Re: [nottingham] Routing et al

From: Robert Davies (Rob_Davies@ntlworld.com)
Date: Fri 08 Jun 2001 - 20:17:45 BST


On Friday 08 June 2001 7:36 pm, john layton wrote:
>
> I know little about routing, IP masquerading/spoofing and proxying, or
> their interaction, however a problem has come to my attention (see atatched
> email) such that two networks need to be connected through a linux box with
> two ethernet cards (one card plugged into a cable modem NTL) and the other
> is visible to windows machines on the local network.

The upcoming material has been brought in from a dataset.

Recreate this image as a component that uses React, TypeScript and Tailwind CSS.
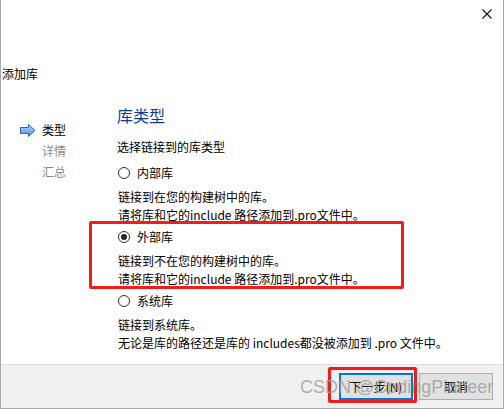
const font = "font-['Microsoft_YaHei','Noto_Sans_CJK_SC',sans-serif]";

type Option = {
  label: string;
  lines: string[];
  checked?: boolean;
};

const options: Option[] = [
  {
    label: "内部库",
    lines: ["链接到在您的构建树中的库。", "请将库和它的include 路径添加到.pro文件中。"],
  },
  {
    label: "外部库",
    lines: ["链接到不在您的构建树中的库。", "请将库和它的include 路径添加到.pro文件中。"],
    checked: true,
  },
  {
    label: "系统库",
    lines: ["链接到系统库。", "无论是库的路径还是库的 includes都没被添加到 .pro 文件中。"],
  },
];

function Radio({ checked }: { checked?: boolean }) {
  return (
    <span className="flex h-[12px] w-[12px] items-center justify-center rounded-full border border-[#333333] bg-white">
      {checked && <span className="h-[6px] w-[6px] rounded-full bg-[#222222]" />}
    </span>
  );
}

function StepArrow() {
  return (
    <svg width="16" height="13" viewBox="0 0 16 13">
      <defs>
        <linearGradient id="arrowFill" x1="0" y1="0" x2="0" y2="1">
          <stop offset="0" stopColor="#b9d4f5" />
          <stop offset="1" stopColor="#4f8fe0" />
        </linearGradient>
      </defs>
      <polygon
        points="0.5,3.5 8.5,3.5 8.5,0.5 15,6.5 8.5,12.5 8.5,9.5 0.5,9.5"
        fill="url(#arrowFill)"
        stroke="#2f63b8"
        strokeWidth="1"
      />
    </svg>
  );
}

export default function App() {
  return (
    <div className={`relative flex h-[409px] w-[504px] flex-col overflow-hidden border-x border-b border-[#a8a8a8] bg-white text-[12px] leading-[18px] text-black ${font}`}>
      {/* title bar */}
      <div className="flex h-[30px] justify-end pr-[10px] pt-[8px]">
        <svg width="12" height="12" viewBox="0 0 12 12">
          <path d="M1.5 1.5 L10.5 10.5 M10.5 1.5 L1.5 10.5" stroke="#111" strokeWidth="1.1" />
        </svg>
      </div>

      <div className="mt-[35px] pl-[1px]">添加库</div>

      <div className="flex">
        {/* steps */}
        <div className="mt-[38px] flex w-[116px] flex-col gap-[3px] pl-[19px]">
          <div className="flex items-center gap-[6px]">
            <StepArrow />
            <span>类型</span>
          </div>
          <div className="pl-[22px] text-[#8a8a8a]">详情</div>
          <div className="pl-[22px] text-[#8a8a8a]">汇总</div>
        </div>

        {/* page */}
        <div className="flex flex-col">
          <div className="mt-[21px] text-[16px] leading-[22px] text-[#0b3a9c]">库类型</div>
          <div className="mt-[12px]">选择链接到的库类型</div>
          <div className="mt-[8px] flex flex-col">
            {options.map((o, i) => (
              <div key={o.label} className={i === 0 ? "" : "mt-[4px]"}>
                <div className="flex h-[18px] items-center gap-[7px] pl-[1px]">
                  <Radio checked={o.checked} />
                  <span>{o.label}</span>
                </div>
                <div className="mt-[6px] pl-[1px]">
                  {o.lines.map((l) => (
                    <div key={l}>{l}</div>
                  ))}
                </div>
              </div>
            ))}
          </div>
        </div>
      </div>

      {/* footer */}
      <div className="mt-auto flex h-[44px] items-start justify-end gap-[6px] border-t border-[#dfdfdf] bg-[#f0f0f0] pr-[10px] pt-[8px]">
        <button className="flex h-[27px] w-[74px] items-center justify-center border-2 border-[#0078d7] bg-[#e1e1e1]">
          下一步(N)
        </button>
        <button className="flex h-[27px] w-[74px] items-center justify-center border border-[#adadad] bg-[#e1e1e1]">
          取消
        </button>
      </div>

      {/* annotations */}
      <div className="pointer-events-none absolute left-[88px] top-[221px] h-[68px] w-[315px] rounded-[2px] border-[3px] border-[#f21c1c]" />
      <div className="pointer-events-none absolute left-[327px] top-[367px] h-[36px] w-[89px] rounded-[2px] border-[3px] border-[#f21c1c]" />
      <div className="pointer-events-none absolute left-[299px] top-[376px] font-['Liberation_Sans',Arial,sans-serif] text-[18px] leading-[22px] text-[#9b9b9b]/80">
        CSDN @CodingPioneer
      </div>
    </div>
  );
}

I'd be happy to help, I happen to have SuSE 7.1, and have used Masquerading
and squid proxy with a packet filtering firewall for a company Internet
gateway.

To be secure and safe, it would be best to do a little more than Simon's
reply suggested. Home networks seem to be getting cracked often these days!

> ---------- Forwarded Message ----------
> Subject: Help!
> Date: Tue, 5 Jun 2001 17:10:46 +0100
> From: mick <mickcarter@ntlworld.com>
> To: twallace@cais.com j.s.layton@totalise.co.uk
>
> I have a network problem which I think is related to routing. Having read
> your article www.dc.net/twallace/linux_route on simple routing and followed
> the instructions the problem remains.....
>
> I have a machine with Suse Linux 7.1 which has two network cards
> (192.168.0.1 and 62.254.2.69). 192.168.0.1 goes to a switch which is
> connected to window machines, the 62.254.2.69 (from dhcp) is connected to a
> cable modem and goes to the internet. I am running squid http proxy server
> to deal with any web request on the network, but how do I get pop3, smtp,
> napster (port 8888 I think) and other internet protocols. Is this something
> to do with routing and/or ip-masquerading? Is there a good book?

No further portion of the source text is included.